The Supreme Court granted the petition and dismissed the two Informations against Antonio U. Sio. Law enforcement officers implemented a search warrant at a residence different from the address stated in the warrant, seized vehicles with plate numbers different from those listed, and entered the premises without the presence of the required witnesses from the media, the Department of Justice, and an elected public official; those witnesses arrived only three hours later. The search was declared unreasonable, the seized drugs and paraphernalia inadmissible, and without that evidence, no probable cause supported the charges.

Primary Holding

Evidence seized during the implementation of a search warrant is inadmissible when the officers search a place not particularly described in the warrant, seize items not listed, and fail to comply with the mandatory witness and inventory requirements of Section 21 of Republic Act No. 9165 at the time of entry, as such non-compliance renders the search unreasonable and the chain of custody fatally defective.

Background

In 2010, Police Senior Inspector Paulino G. Raguindin of the Philippine National Police Anti-Illegal Drugs Special Operations Task Force applied for a search warrant with the Office of the Clerk of Court of the Manila Regional Trial Court. The application, supported by information from a confidential informant, alleged that Antonio U. Sio, a businessperson, possessed an undetermined quantity of shabu and was using his residence in Lucena City to store drugs prior to distribution. The application further stated that Sio used a Toyota Camry with plate number ZYR 468 and a Honda Civic with plate number ZGS 763 in illegal drug trafficking, and possessed other vital documents.

History

  1. Search warrant issued on October 22, 2010 by the Manila Regional Trial Court after hearing with PS/Insp. Raguindin and his witness.

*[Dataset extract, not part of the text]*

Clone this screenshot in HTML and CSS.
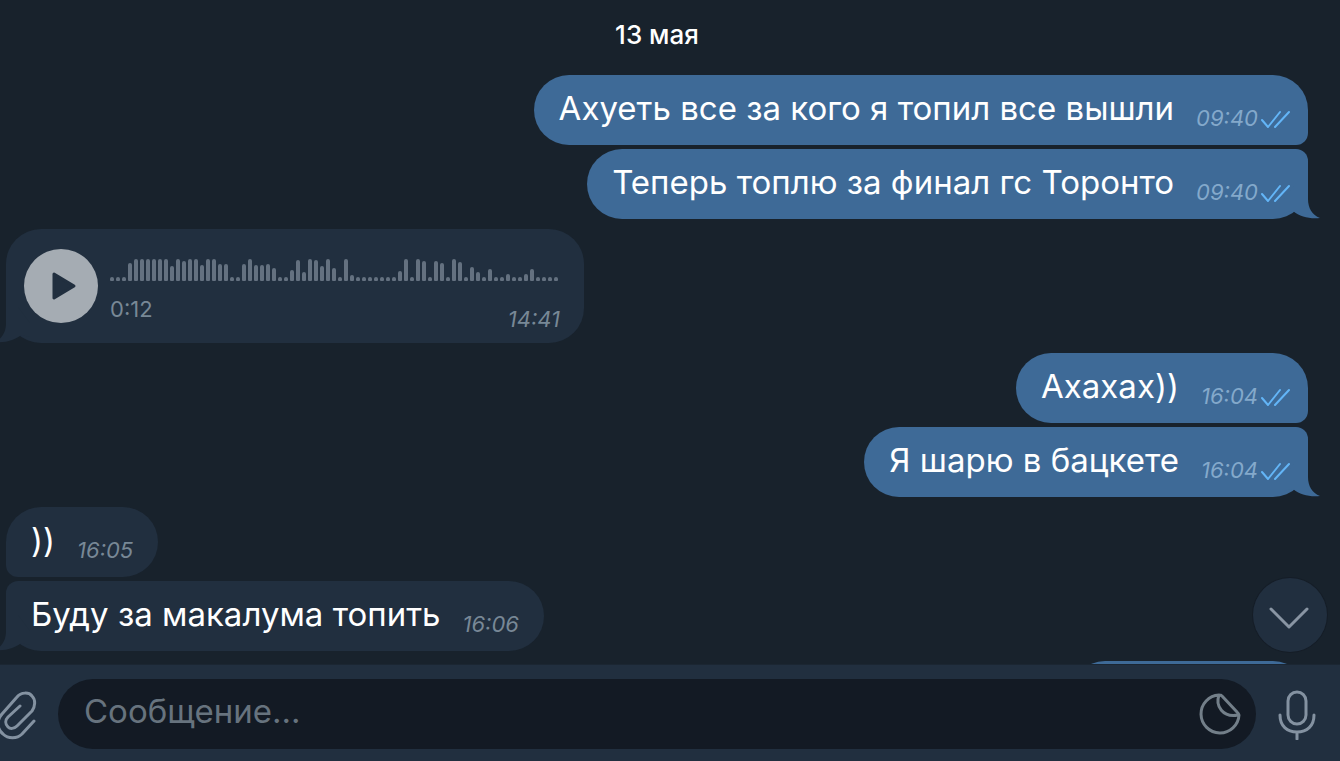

  2. Search warrant implemented on October 24, 2010; suspected shabu, a firearm, and two vehicles seized from Sio's residence.

  3. Two Informations filed against Sio for violations of Sections 11 and 12, Republic Act No. 9165 (Criminal Case Nos. 2011-789 and 2011-790).

  4. Sio filed an Omnibus Motion for judicial determination of probable cause and to hold in abeyance issuance of warrant of arrest, pointing to infirmities in the search warrant and its implementation.

  5. Regional Trial Court, Branch 59, Lucena City, issued an Order dated May 7, 2013 denying the Omnibus Motion and ordering Sio's arrest; motion for reconsideration denied on April 15, 2014.

  6. Sio filed a petition for certiorari under Rule 65 with the Court of Appeals, docketed as CA-G.R. SP No. 135996.

  7. Court of Appeals issued its Decision on November 27, 2015 dismissing the petition, finding no grave abuse of discretion; motion for reconsideration denied on May 10, 2016.

  8. Sio filed a Petition for Review on Certiorari under Rule 45 before the Supreme Court.

Facts

  • Nature of the Charges: Two separate Informations were filed against Antonio U. Sio for illegal possession of 116.16 grams of methamphetamine hydrochloride (shabu) under Section 11, and illegal possession of drug paraphernalia (an aluminum strip, two unsealed plastic sachets containing white crystalline substance, and an improvised tooter) under Section 12, both of Republic Act No. 9165.

  • Application for Search Warrant: Police Senior Inspector Paulino G. Raguindin applied for a search warrant based on information from a confidential informant. The application alleged that Sio possessed shabu, assorted drug paraphernalia, “vehicle being used by the subject in his illegal drug trafficking activities particularly a Toyota Camry with Plate No. ZYR-468 and Honda Civic with Plate No. ZGS-763,” and other vital documents, all kept at “Ilaya Ibaba, Purok 34, Barangay Dalahican, Lucena City.” A sketch of the place was attached as Annex “A.”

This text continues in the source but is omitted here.